No quesito trilha sonora, o compositor Carl Thiel, junto com Rodriguez, traz uma composição atmosférica que complementa o universo noir da obra. Ainda que funcione como um pano de fundo tenso e adequado para as cenas, a trilha sonora acaba sendo um pouco redundante, reforçando elementos que já estão visíveis na tela sem acrescentar novas camadas à experiência. A sensação é de que a trilha, em vez de amplificar a intensidade emocional, recai sobre clichês, como os acordes de saxofone e guitarras pesadas, que acabam reforçando o clima genérico de uma obra que já foi mais ousada em sua primeira edição.

O roteiro, coescrito por Rodriguez e Miller, não escapa de ser um dos pontos problemáticos do filme. Embora siga a linha estilística e temática de Sin City, a profundidade narrativa é ofuscada pela obsessão em emular os mesmos elementos que garantiram o sucesso inicial. Aqui, a violência muitas vezes se torna repetitiva e despropositada, e a narrativa perde força na tentativa de chocar o público com o excesso. Falta uma reflexão mais elaborada sobre os temas de vingança, poder e corrupção, que poderiam ter sido abordados de maneira menos superficial, e essa carência de profundidade deixa o filme vazio em suas motivações.

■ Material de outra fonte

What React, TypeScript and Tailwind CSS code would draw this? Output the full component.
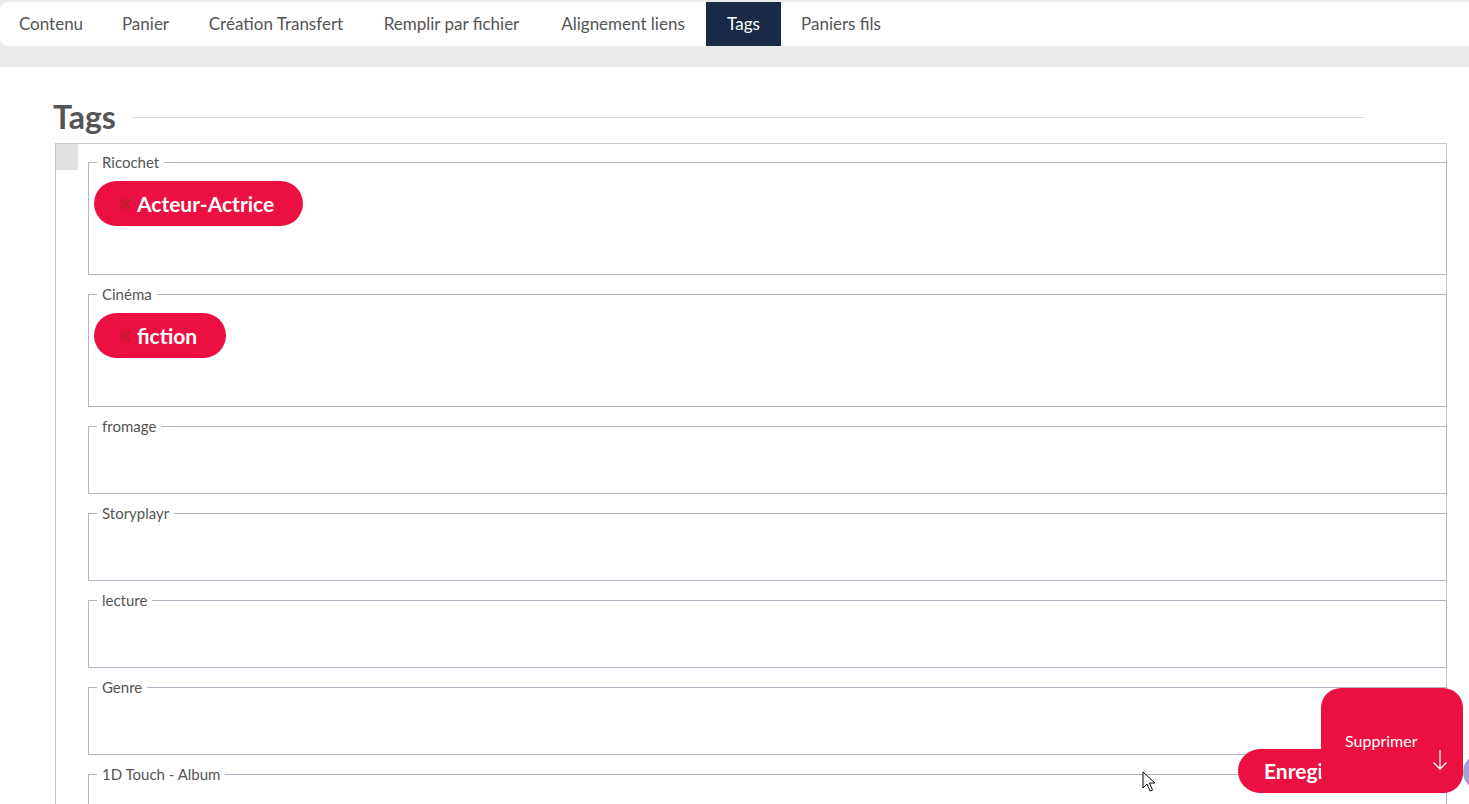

No fim das contas, Sin City: A Dama Fatal deixa uma impressão dividida. De um lado, é visualmente impressionante e traz a performance sempre excelente de Joseph Gordon-Levitt, que injeta um realismo necessário em meio à estilização extrema. Por outro lado, a obra não consegue se desvencilhar da sombra do primeiro filme, e a narrativa limitada faz com que a sequência não tenha o mesmo peso transgressor que a original. O filme é um passeio visual que agrada aos olhos, mas falta a alma de uma história mais robusta para sustentar o peso da estilização. Como sequência, ele fica aquém do esperado, e, no fim, se perde na tentativa de ser mais do mesmo – só que com menos impacto.